Après une première phase de développement riche en promesses politiques, allant de « l’âge de l’accès » (J. Rifkin) à la « démocratie internet » (D. Cardon), les transformations du/par le numérique suscitent désormais des inquiétudes croissantes : « ré-information », « désinformation », « post-vérité » tous ces termes valent comme symptôme d’une incertitude quant au lien existant entre dispositifs médiatiques, journalisme, et exercice de la citoyenneté. Entre contrôle et ouverture, différents types de questionnements peuvent être d’emblée envisagés, qui interrogent les enjeux politiques du numérique : 

  • Espace public et expression citoyenne : s’il n’y a pas de pensée sans dispositifs d’inscription, on ne peut envisager l’espace public sans la mise en circulation de savoirs partagés, qui fondent le sentiment d’appartenance à une communauté. En milieu numérique, l’expansion des espaces de publication individuels entre en dialectique avec la mise en doute des formes d’expression institutionnelles, affectant les modes de représentation du collectif (genre, sociabilité, partis politiques), et imposant une redéfinition des rôles et des vérités politiques. De nouvelles formes de participation citoyenne se conjuguent à la revendication d’une transparence peu compatible avec l’exercice concret du leadership ; d’un autre côté, les formes du politique de la conception des lois à la communication présidentielle – doivent se réinventer pour s’adapter à ces nouvelles formes d’échange.
  • Données et démocratie : la communauté Sorbonne Université réunit d’un côté des chercheurs en informatique spécialisés dans le développement de bases de données, la fouille d’informations à grande échelle, et d’un autre côté des chercheurs en SHS spécialistes de sociologie, d’histoire et de sciences politiques. Or ces deux domaines gagneraient à resserrer leurs liens, dans la mesure où les enjeux techniques propres aux « big data » croisent des questionnements éthiques, juridiques et politiques – surveillance, « ouverture » des données, « open gouvernement ». 
  • Médias et données : la transformation des formes d’accès à l’information, et en particulier aux données personnelles, détermine une mutation majeure du système médiatique. Cela concerne d’une part le marché du journalisme, dont le modèle du kiosque se trouve bouleversé par les nouveaux modes de connaissance du lectorat, et tend à faire de l’offre médiatique une réponse à des attentes de plus en plus finement déterminées, dans un retour à la logique d’abonnement. Cela affecte d’autre part la question de l’offre éditoriale en général – désormais, l’information doit se confronter à une logique de prédiction, assise sur des données statistiques peu compatibles avec l’exercice d’analyse, de commentaire et d’interprétation propre au journalisme tel qu’il s’est professionnalisé depuis la fin du 19e siècle. 
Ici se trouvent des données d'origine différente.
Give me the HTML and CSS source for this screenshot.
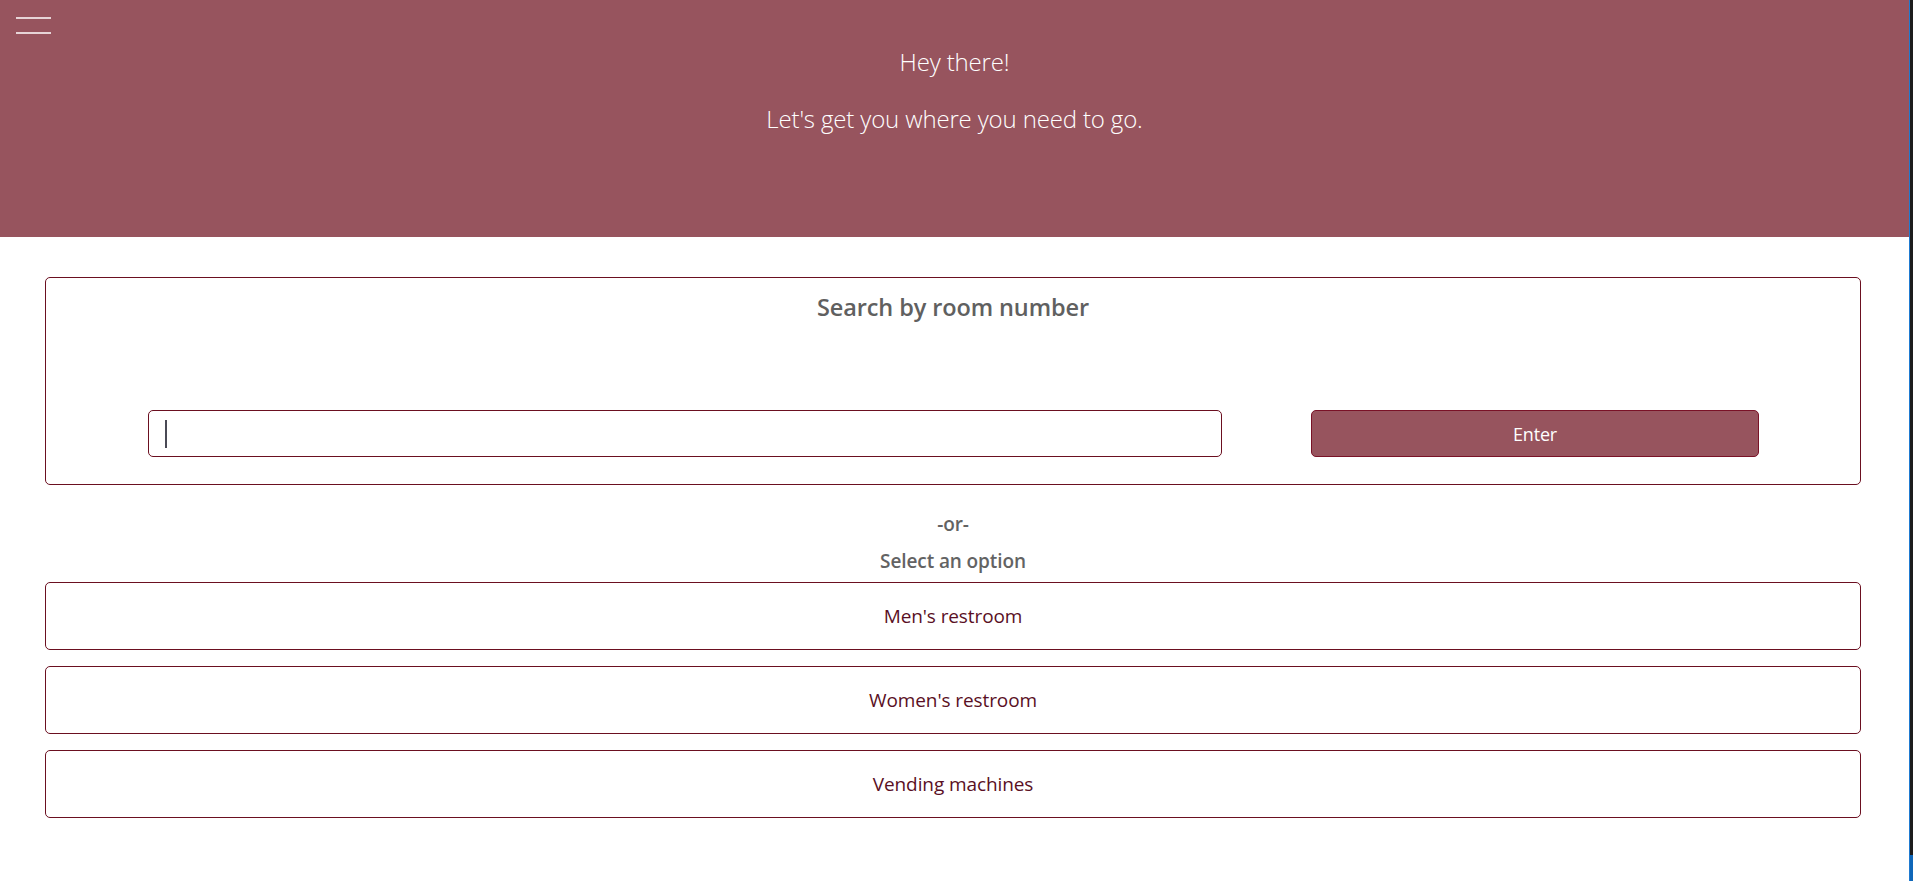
FILE: index.html
```html
<!DOCTYPE html>
<html lang="en">
<head>
<meta charset="utf-8">
<title>Wayfinder</title>
<link rel="stylesheet" href="styles.css">
</head>
<body>
<div class="app">
  <main class="page">
    <header class="hero">
      <button class="menu-toggle" aria-label="Menu">
        <span class="bar"></span>
        <span class="bar"></span>
      </button>
      <p class="hero-line hero-first">Hey there!</p>
      <p class="hero-line hero-second">Let's get you where you need to go.</p>
    </header>
    <section class="content">
      <div class="search-card">
        <h2 class="search-title">Search by room number</h2>
        <div class="search-row">
          <div class="search-input"><span class="caret"></span></div>
          <button class="enter-btn">Enter</button>
        </div>
      </div>
      <p class="or">-or-</p>
      <p class="select-label">Select an option</p>
      <div class="options">
        <button class="option">Men's restroom</button>
        <button class="option">Women's restroom</button>
        <button class="option">Vending machines</button>
      </div>
    </section>
  </main>
  <div class="edge"><div class="edge-bottom"></div></div>
</div>
</body>
</html>
```
FILE: styles.css
```css
html, body {
  margin: 0;
  padding: 0;
  height: 100%;
  background: #ffffff;
}
body {
  font-family: "Open Sans", "Noto Sans", sans-serif;
  overflow: hidden;
}
.app {
  display: flex;
  height: 881px;
}
.page {
  flex: 1;
  min-width: 0;
}
.edge {
  width: 3px;
  border-left: 1px solid #1f7ad0;
  background: #1c1c1c;
  display: flex;
  flex-direction: column;
  justify-content: flex-end;
}
.edge-bottom {
  height: 26px;
  background: #0e66b8;
}
.hero {
  position: relative;
  height: 237px;
  background: #97545e;
  color: #ffffff;
  text-align: center;
  padding-top: 46px;
  box-sizing: border-box;
}
.menu-toggle {
  position: absolute;
  left: 16px;
  top: 17px;
  width: 35px;
  height: 17px;
  padding: 0;
  border: 0;
  background: transparent;
  display: flex;
  flex-direction: column;
  justify-content: space-between;
}
.bar {
  display: block;
  height: 2px;
  width: 35px;
  background: #e7d4d7;
}
.hero-line {
  margin: 0;
  font-weight: 300;
  font-size: 24px;
  line-height: 32px;
  letter-spacing: -0.15px;
}
.hero-second {
  margin-top: 25px;
}
.content {
  padding: 40px 48px 0 45px;
}
.search-card {
  border: 1px solid #6b0f20;
  border-radius: 5px;
  height: 208px;
  box-sizing: border-box;
  padding-top: 13px;
}
.search-title {
  margin: 0;
  text-align: center;
  font-size: 23.5px;
  font-weight: 600;
  line-height: 32px;
  color: #606060;
  letter-spacing: -0.1px;
}
.search-row {
  display: flex;
  align-items: center;
  gap: 89px;
  padding-left: 102px;
  margin-top: 87px;
}
.search-input {
  width: 1074px;
  height: 47px;
  box-sizing: border-box;
  border: 1px solid #6b0f20;
  border-radius: 5px;
  display: flex;
  align-items: center;
  padding-left: 16px;
}
.caret {
  width: 2px;
  height: 28px;
  background: #4a4a55;
}
.enter-btn {
  width: 448px;
  height: 47px;
  box-sizing: border-box;
  background: #97545e;
  border: 1px solid #7a1227;
  border-radius: 5px;
  color: #ffffff;
  font-family: "Open Sans", "Noto Sans", sans-serif;
  font-size: 18px;
  letter-spacing: -0.2px;
}
.or, .select-label {
  margin: 0;
  text-align: center;
  font-weight: 600;
  font-size: 19px;
  color: #636363;
  letter-spacing: -0.1px;
}
.or {
  margin-top: 26px;
  line-height: 26px;
}
.select-label {
  margin-top: 11px;
  line-height: 26px;
}
.options {
  margin-top: 8px;
  display: flex;
  flex-direction: column;
  gap: 16px;
}
.option {
  height: 68px;
  box-sizing: border-box;
  background: #ffffff;
  border: 1px solid #6b0f20;
  border-radius: 5px;
  color: #5a0f24;
  font-family: "Open Sans", "Noto Sans", sans-serif;
  font-size: 19px;
  letter-spacing: -0.1px;
  padding: 0;
}
```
3. Numérique, travail et économie (Frédéric Huet, Caroline Marti et Dominique Cotte) 

Les transformations du/par le numérique concernent l’organisation du travail, de l’économie, et plus largement toutes les formes de coopération sociale. Afin de restreindre le champ ici considéré, le programme Transnum propose d’analyser ces changements à travers la notion de plateformisation, terme qui fait apparaître à la fois la dimension foncièrement éditoriale de l’économie numérique, et la porosité entre espaces marchands et non marchands. C’est le fonctionnement d’un « capitalisme médiatique » ou d’un « capitalisme cognitif » qui doit ici être identifié. Trois directions complémentaires sont envisagées : 

  • Economie de la collaboration et inventivité du travail : le déploiement du numérique s’adosse à l’explosion du « travail du consommateur » (Dujarier), et transforme plus généralement les relations au sein des organisations. Une approche socio-économique de ces mutations mène à interroger la triade travail/emploi/activité, et la tension plus générale entre valeur des « intangibles » et processus de codification. Cela passe par une analyse sémiotique des formes associées à la représentation des rôles, des gestes, des valeurs du monde professionnel, mais aussi par l’interrogation des risques (exclusion) et promesses (inventivité) contenus par le « digital labor ».
  • Economie des contenus : recommandation, prescription et marché des industries culturelles la théorie des industries culturelles s’est développée, dans l’immédiat après- guerre, en ayant pour horizon les premiers médias de masse (presse, audiovisuel). La numérisation de la culture transforme les modèles économiques, en intégrant par exemple dans les espaces éditoriaux réservés à la critique les logiques et les signes de la marchandisation (mise aux enchères instantanée des annonces, votes et notations). 
  • Numérique et finance : la digitalisation de l’économie transforme le fonctionnement du secteur financier et bancaire, faisant entrer dans le domaine de « l’algotrading » et bouleversant le marché de l’emploi dans ce domaine. Au-delà, la logique de la « vente aux enchères » et du calcul automatisé trouve de nouvelles dynamiques dans des secteurs très diversifiés, de la vente d’espaces publicitaires dans les sites d’information aux sites de marchands de voyage.